AS       It made me feel quite sad but I kept it inside and didn’t express emotion. It made me more reserved.

DID YOU FIND SUPPORT?

MB     What were things like at home?

AS       Everything was fine at home. That was a calm space but I didn’t really speak to my parents about it.

MB      When did they find out?

AS       I told my mum towards the end of primary school, and she was shocked. I said there was no point telling the teachers. The teachers at primary school were not very good.

MB      Where did you find support?

AS       Friends supported me. They would say “don’t listen to them, tell them to shut up”, or “Tell them to look at themselves”. They would say to them “How would you feel if it was the other way around?”

MB      What caused things to get better?

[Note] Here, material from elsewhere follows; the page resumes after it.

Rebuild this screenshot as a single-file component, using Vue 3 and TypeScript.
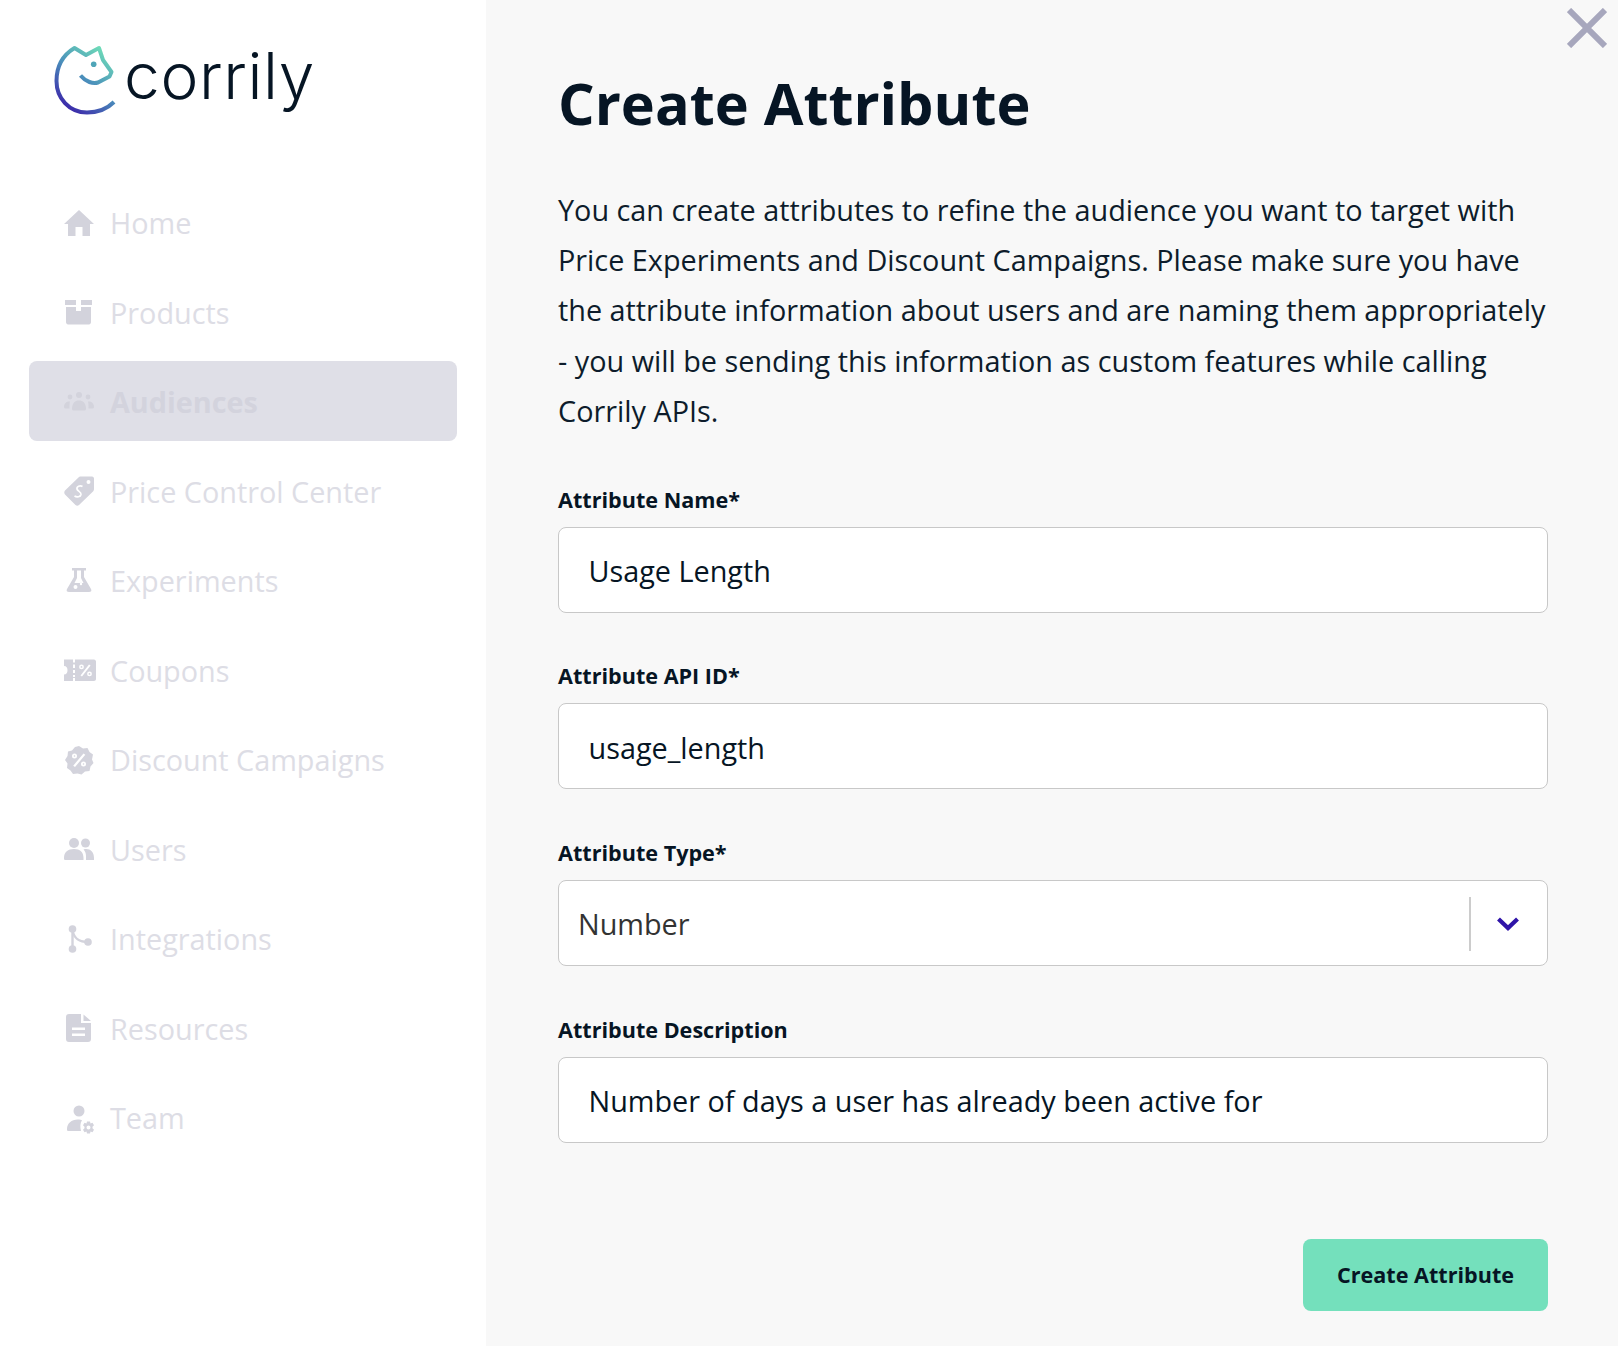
<script setup lang="ts">
const navItems = [
  { key: 'home', label: 'Home' },
  { key: 'products', label: 'Products' },
  { key: 'audiences', label: 'Audiences', active: true },
  { key: 'price', label: 'Price Control Center' },
  { key: 'experiments', label: 'Experiments' },
  { key: 'coupons', label: 'Coupons' },
  { key: 'discount', label: 'Discount Campaigns' },
  { key: 'users', label: 'Users' },
  { key: 'integrations', label: 'Integrations' },
  { key: 'resources', label: 'Resources' },
  { key: 'team', label: 'Team' },
]
</script>

<template>
  <div class="page">
    <aside class="sidebar">
      <div class="brand">
        <svg class="mark" viewBox="50 40 70 80" width="70" height="80" fill="none">
          <defs>
            <linearGradient id="catGrad" x1="60" y1="108" x2="104" y2="48" gradientUnits="userSpaceOnUse">
              <stop offset="0" stop-color="#3a1fa8" />
              <stop offset="0.5" stop-color="#4a8ebb" />
              <stop offset="1" stop-color="#70e0b8" />
            </linearGradient>
          </defs>
          <path
            d="M113 102C106 109 97 112.500 86 112.500C68 112.500 55.500 98 55.500 81C55.500 66 62 55 73.500 48L85 55L98 48L102 60L110.500 72L108.500 76.500L97 82.500C92 84 85 82 79.500 75.500"
            stroke="url(#catGrad)"
            stroke-width="4"
            stroke-linejoin="round"
          />
          <circle cx="92.700" cy="64.300" r="2.800" fill="#4fa5b8" />
        </svg>
        <span class="wordmark">corrily</span>
      </div>

      <nav class="nav">
        <a v-for="item in navItems" :key="item.key" class="nav-item" :class="{ active: item.active }">
          <svg class="icon" viewBox="0 0 30 30" width="30" height="30" fill="currentColor">
            <path v-if="item.key === 'home'" d="M15 2L30 16H26V28H18.500V19H11.500V28H4V16H0Z" />
            <template v-else-if="item.key === 'products'">
              <path d="M1 3H12V8H1ZM17 3H28V8H17Z" />
              <path d="M2 10H12V14H17V10H27V25C27 26.500 26 27.500 25 27.500H4C3 27.500 2 26.500 2 25Z" />
            </template>
            <template v-else-if="item.key === 'audiences'">
              <circle cx="15" cy="8" r="3" /><circle cx="6" cy="10" r="2.400" /><circle cx="24" cy="10" r="2.400" />
              <path d="M8 22C8 16 11 13.500 15 13.500C19 13.500 22 16 22 22C22 23 21 23.500 20 23.500H10C9 23.500 8 23 8 22Z" />
              <path d="M0 20C0 16 3 14 6 14.500C5.500 16 5.500 18 5.500 21.500H2C1 21.500 0 21 0 20ZM30 20C30 16 27 14 24 14.500C24.500 16 24.500 18 24.500 21.500H28C29 21.500 30 21 30 20Z" />
            </template>
            <template v-else-if="item.key === 'price'">
              <path
                fill-rule="evenodd"
                d="M17 0.500H28C29.200 0.500 30 1.500 30 2.500V13C30 14 29.500 15 29 15.500L15 29C14 30 12.500 30 11.500 29L1 18.500C0 17.500 0 15.500 1 14.500L15 1C15.700 0.500 16.300 0.500 17 0.500ZM24.500 4A2 2 0 1 0 24.500 8A2 2 0 1 0 24.500 4Z"
              />
              <path
                d="M18.500 10.500C16 9 12.500 10.500 13 13C13.500 15.500 17.500 15.500 17 18.500C16.500 21 13 21.500 10.500 20"
                fill="none"
                stroke="#fff"
                stroke-width="1.700"
              />
            </template>
            <path
              v-else-if="item.key === 'experiments'"
              fill-rule="evenodd"
              d="M8 2H22V4.500H20V11L27 23C28 25 27 26 25 26H5C3 26 2 25 3 23L10 11V4.500H8ZM13 4.500V12L10.500 17H19.500L17 12V4.500ZM11.500 19A2 2 0 1 0 11.500 23A2 2 0 1 0 11.500 19ZM17 16.800A1.200 1.200 0 1 0 17 19.200A1.200 1.200 0 1 0 17 16.800Z"
            />
            <path
              v-else-if="item.key === 'coupons'"
              fill-rule="evenodd"
              d="M0 4.500H9V7.500H11V4.500H30C31 4.500 32 5.500 32 6.500V24C32 25 31 26 30 26H11V23H9V26H0V19.500C2.500 19.500 3.500 17.500 3.500 15.200C3.500 13 2.500 11 0 11ZM9 9.500V13H11V9.500ZM9 15V18H11V15ZM9 20V22H11V20ZM25 9.500L26.600 10.500L18 21.500L16.500 20.500ZM17.500 9.500A2.400 2.400 0 1 0 17.500 14.300A2.400 2.400 0 1 0 17.500 9.500ZM17.500 11A0.900 0.900 0 1 1 17.500 12.800A0.900 0.900 0 1 1 17.500 11ZM25.500 16.500A2.400 2.400 0 1 0 25.500 21.300A2.400 2.400 0 1 0 25.500 16.500ZM25.500 18A0.900 0.900 0 1 1 25.500 19.800A0.900 0.900 0 1 1 25.500 18Z"
            />
            <path
              v-else-if="item.key === 'discount'"
              fill-rule="evenodd"
              d="M15 1L19 3.500L23.500 3L25.500 7L29 9.500L28 14.500L29.500 18L26.500 21.500L25.500 26L21 26.500L17.500 29.500L13.500 28.500L9 29L6.500 25.500L3 23L3.500 18.500L1 15L3.500 11L4 6.500L8 5.500L11 2ZM19.500 8.500L21.300 9.800L11 22L9.200 20.700ZM10.500 8.500A2.500 2.500 0 1 0 10.500 13.500A2.500 2.500 0 1 0 10.500 8.500ZM10.500 10.200A0.800 0.800 0 1 1 10.500 11.800A0.800 0.800 0 1 1 10.500 10.200ZM19.500 16.500A2.500 2.500 0 1 0 19.500 21.500A2.500 2.500 0 1 0 19.500 16.500ZM19.500 18.200A0.800 0.800 0 1 1 19.500 19.800A0.800 0.800 0 1 1 19.500 18.200Z"
            />
            <template v-else-if="item.key === 'users'">
              <circle cx="10" cy="9" r="5" /><circle cx="21.500" cy="9" r="4.500" />
              <path d="M0 24C0 18 4 15 10 15C16 15 19.500 18 19.500 24V26H1C0 26 0 25 0 24ZM22 26V22C22 19 21 17 19.500 15.500C25 14 30 17 30 24V26Z" />
            </template>
            <template v-else-if="item.key === 'integrations'">
              <circle cx="8.500" cy="5" r="3.800" /><circle cx="8.500" cy="25" r="3.800" /><circle cx="24" cy="18" r="3.800" />
              <path d="M7.300 5H9.700V25H7.300Z" />
              <path d="M8 6L9.800 6C10.500 12 14 16.800 24 16.800V19.200C15 19.200 9 15 8 8Z" />
            </template>
            <path
              v-else-if="item.key === 'resources'"
              fill-rule="evenodd"
              d="M5 1H17V10H27V26C27 28 26 29 24 29H5C3 29 2 28 2 26V4C2 2 3 1 5 1ZM19.500 1.500L27 8H19.500ZM8 14.500V17H21V14.500ZM8 20.500V23H21V20.500Z"
            />
            <template v-else-if="item.key === 'team'">
              <circle cx="15" cy="8" r="5.500" />
              <path d="M3 26C3 20 8 16 15 16.500C16 16.500 17 16.800 18 17.200C16 20 16 24 17 28H4C3 28 3 27 3 26Z" />
              <path
                fill-rule="evenodd"
                d="M23 18.500H26L26.500 20.500L28.500 19.800L30 22.300L28.500 23.800V25.200L30 26.700L28.500 29.200L26.500 28.500L26 30.500H23L22.500 28.500L20.500 29.200L19 26.700L20.500 25.200V23.800L19 22.300L20.500 19.800L22.500 20.500ZM24.500 22.500A2 2 0 1 0 24.500 26.500A2 2 0 1 0 24.500 22.500Z"
              />
            </template>
          </svg>
          <span class="nav-label">{{ item.label }}</span>
        </a>
      </nav>
    </aside>

    <main class="main">
      <h1 class="title">Create Attribute</h1>
      <p class="intro">
        You can create attributes to refine the audience you want to target with Price Experiments and Discount
        Campaigns. Please make sure you have the attribute information about users and are naming them appropriately
        - you will be sending this information as custom features while calling Corrily APIs.
      </p>

      <form class="form" @submit.prevent>
        <div class="field">
          <label class="label">Attribute Name*</label>
          <div class="input">Usage Length</div>
        </div>
        <div class="field">
          <label class="label">Attribute API ID*</label>
          <div class="input">usage_length</div>
        </div>
        <div class="field">
          <label class="label">Attribute Type*</label>
          <div class="select">
            <span class="select-value">Number</span>
            <span class="select-divider"></span>
            <svg class="chevron" viewBox="0 0 22 14" width="22" height="14" fill="none">
              <path d="M1.500 2L11 11L20.500 2" stroke="#2f14a8" stroke-width="4.200" />
            </svg>
          </div>
        </div>
        <div class="field">
          <label class="label">Attribute Description</label>
          <div class="input">Number of days a user has already been active for</div>
        </div>
        <div class="actions">
          <button class="submit" type="submit">Create Attribute</button>
        </div>
      </form>

      <button class="close" type="button" aria-label="Close">
        <svg viewBox="0 0 40 40" width="40" height="40">
          <path d="M2 2L38 38M38 2L2 38" stroke="#a7a7bd" stroke-width="6" />
        </svg>
      </button>
    </main>
  </div>
</template>

<style>
html,
body {
  margin: 0;
  background: #f8f8f8;
}
</style>

<style scoped>
.page {
  display: flex;
  width: 1618px;
  height: 1346px;
  overflow: hidden;
  font-family: 'Open Sans', 'Liberation Sans', sans-serif;
  color: #061524;
}

.sidebar {
  box-sizing: border-box;
  width: 486px;
  padding: 0 29px;
  background: #fff;
  flex-shrink: 0;
}

.brand {
  display: flex;
  align-items: center;
  height: 182px;
  padding-left: 22px;
  box-sizing: border-box;
  padding-bottom: 22px;
}

.mark {
  flex-shrink: 0;
}

.wordmark {
  margin-left: 3px;
  margin-top: -8px;
  font-family: Inter, 'Liberation Sans', sans-serif;
  font-size: 64px;
  font-weight: 350;
  letter-spacing: 0.600px;
  line-height: 1;
  color: #061524;
}

.nav {
  display: flex;
  flex-direction: column;
  gap: 9.500px;
}

.nav-item {
  display: flex;
  align-items: center;
  gap: 16.500px;
  box-sizing: border-box;
  height: 80px;
  padding: 1.500px 0 0 34.500px;
  border-radius: 8px;
  color: #dddde5;
  font-size: 28.800px;
}

.nav-item .icon {
  color: #d3d3dc;
  flex-shrink: 0;
  overflow: visible;
}

.nav-item.active {
  background: #dfdfe7;
  color: #d3d3dd;
  font-weight: 700;
}

.main {
  position: relative;
  flex: 1;
  box-sizing: border-box;
  padding: 0 70px 0 72px;
  background: #f8f8f8;
}

.title {
  margin: 0;
  padding-top: 61px;
  font-size: 57.600px;
  line-height: 84px;
  font-weight: 700;
}

.intro {
  margin: 40px 0 0;
  font-size: 28.800px;
  line-height: 50.200px;
  color: #0d1c2b;
}

.form {
  margin-top: 48.500px;
}

.field {
  margin-bottom: 48.700px;
}

.label {
  display: block;
  margin-bottom: 12px;
  font-size: 21.600px;
  line-height: 30px;
  font-weight: 700;
}

.input,
.select {
  box-sizing: border-box;
  height: 86px;
  display: flex;
  align-items: center;
  padding-top: 2px;
  background: #fff;
  border: 1px solid #c8c8c8;
  border-radius: 8px;
  font-size: 28.800px;
}

.input {
  padding-left: 29.500px;
}

.select {
  padding-left: 19px;
}

.select-value {
  flex: 1;
  color: #333;
}

.select-divider {
  width: 2px;
  height: 54px;
  background: #ccc;
}

.chevron {
  margin: 0 28px 0 26px;
}

.actions {
  display: flex;
  justify-content: flex-end;
  margin-top: 96px;
}

.submit {
  width: 245px;
  height: 72px;
  border: 0;
  border-radius: 8px;
  background: #74e0bc;
  color: #061524;
  font-family: inherit;
  font-size: 21.600px;
  font-weight: 700;
}

.close {
  position: absolute;
  top: 8px;
  right: 11px;
  padding: 0;
  border: 0;
  background: none;
  line-height: 0;
}
</style>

AS       It calmed down at secondary school as the kids matured. However, I do remember walking down the street at 13 with my mum. Someone said “look after your kid” to my mum as though she had hit me.

MB      Did you have any resentment towards the children who had bullied you at an earlier age?

AS       I didn’t feel too angry. You let things go as you get older. The bullies opened up and decided they wanted to have friends, and their behaviour changed.

MB     What did you think when the comments started to dry up?

AS       I was self-conscious for a while after it stopped.

LATER REFLECTIONS

MB      In what way are you affected by what happened in your childhood today?

AS       It doesn’t affect me now at all. I am 18 in October and, if they said those things now, I would just laugh at them. It was very immature.

MB      If you had to give advice to a child suffering bullying, what would you tell them?

AS       The more friends you have, the less likely you are to have the piss taken out of you.

You need to find common interests with others. I was into football. At 6th form, they have split us into groups so that we would speak to people that we wouldn’t normally speak to. It was team building.

MB      Would this type of thing help if schools did things like this at an earlier age?

AS       It might do.

HOW SHOULD OTHER KIDS HANDLE SIMILAR ISSUES IN THEIR CHILDHOOD?

MB      Do you think others would have handled the situation differently to you?

AS       Not everyone would have handled it the same, particularly if you were a shy person.

MB      What would you tell those children?

AS       Try and speak to more people, and try harder to make friends. Talk about interests and hobbies.

MB      What about speaking to a teacher?

AS       It is easier said than done to tell a teacher. You are more likely to get more bullying.

MB      What about speaking to parents? You didn’t really take that option.

AS       It could work for some kids. Parents might open up about their past experiences. Otherwise, you could go to grandparents, an uncle, an auntie or an older sibling to give a broader look on things.

MB      How would that help?

AS       It could help the child to see how they can do things differently or to know that they have done nothing wrong.

MB      Why do you think the bullies acted the way that they did?

AS       They did it just for laughs. It wasn’t hatred; it was to get popularity. They might have got a few laughs but people stayed away from them.